Posts Tagged ‘Bavaria’

Mention anything about Bayreuth to someone even vaguely familiar with the opera world, and they’ll tell you that it’s impossible to get tickets to the yearly festival. The Bayreuther Festspiele, an annual celebration of all things Richard Wagner in the sleepy Bavarian town he once called home, is the Wagner buffa’s Mecca.

Wagner himself thought up the festival of his work, and the specifically-built, carefully designed Festspielehaus — Wagner was not known to be all that humble of a guy — and as such, the mystique of the place and the event and the work is built up so much that, coupled with an insanely complicated formal ticket application process, you have to wait at least a decade to break into the ranks of the Festival-regulars.

But not this intrepid young opera scholar. Using a string of elaborate and distant acquaintances — a magazine editor who knows an opera critic who knows a chorus girl at Bayreuth — I managed to snag a pass to the festival grounds during my recent weekend jaunt in the Bavarian hamlet, wandering around the fantastic theatre, talking to chorus members and staff, and sitting in on an unusually crazy staging of Wagner’s “Die Meistersinger von Nürnberg,” a work which I am not entirely familiar with. It should also be said that after having seen this rehearsal, I am still not really sure what was going on in the opera.

First, a little background on Wagner, the festival and the like. Richard Wagner, an absolute giant of a 19th century composer, is most known for his very specific and very elaborate ideas on opera creation as culturally expressive art form. He was kind of a political radical — pushing for a national German theatre at a time when there wasn’t a nation of Germany to have a theatre for, being really terribly anti-Semetic, running around Europe trying to get funding for his crazy operatic visions — and today most people not familiar with opera know him for being both anti-semetic and really into vikings. (You’ve read “Ride of the Valkyries,” so you know at least some of his work.)

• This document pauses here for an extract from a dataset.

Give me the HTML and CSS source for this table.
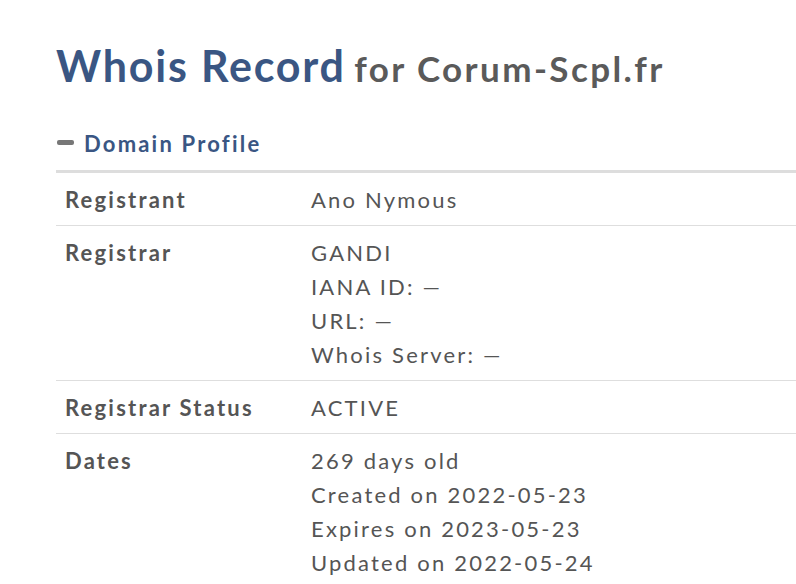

In the music world, Wagner is also really known for his epic four-part, 15-hour monster of an operatic story arc “Der Ring des Nibelungen,” or simply, “The Ring Cycle.” The ring cycle is full of battles between Gods and mortals, dwarves and elves and vikings and everyone else, all for the sake of this one powerful ring that will control all of the Universe. Yes, J.R.R. Tolkien is often accused of stealing his major plot points from Wagner. Go figure.

But Wagner mostly just revolutionized the way people approached opera. His works were meaty and the content was heavy stuff, making the fluffier, lighter operas of some of his immediate and preceding contemporaries seem silly at best. He was very concerned with the audience’s absorption of his work, going so far as to build a whole theatre just for the specific staging of his works — the orchestra pit is hidden beneath this huge curved shell thing under the stage so you focus on the singers and not the musicians, and the brass is stuck under the stage, giving the orchestra a rich, echoing sound. Plus, the stage appears bigger than it actually is and the audience is arranged in an admittedly unusual way for an opera house; i.e. kind of outdoor stadium seating. He also was a big anti-establishment guy in the music world, shaking things up at a time when some felt music was getting kind of ho-hum.

My favorite story of Wagner being a musical bad-ass was his premiere of “Tanhäusser” in Paris in 1861. Like all good Germans, Wagner hated the French, and especially the elitist French who were opera patrons at the time. A big group of these faux-noble patrons, called the Jockey Club, were known for their late arrivals to operas, having long and luxurious dinners beforehand and then arriving just in time for a ballet in the beginning of the latter acts.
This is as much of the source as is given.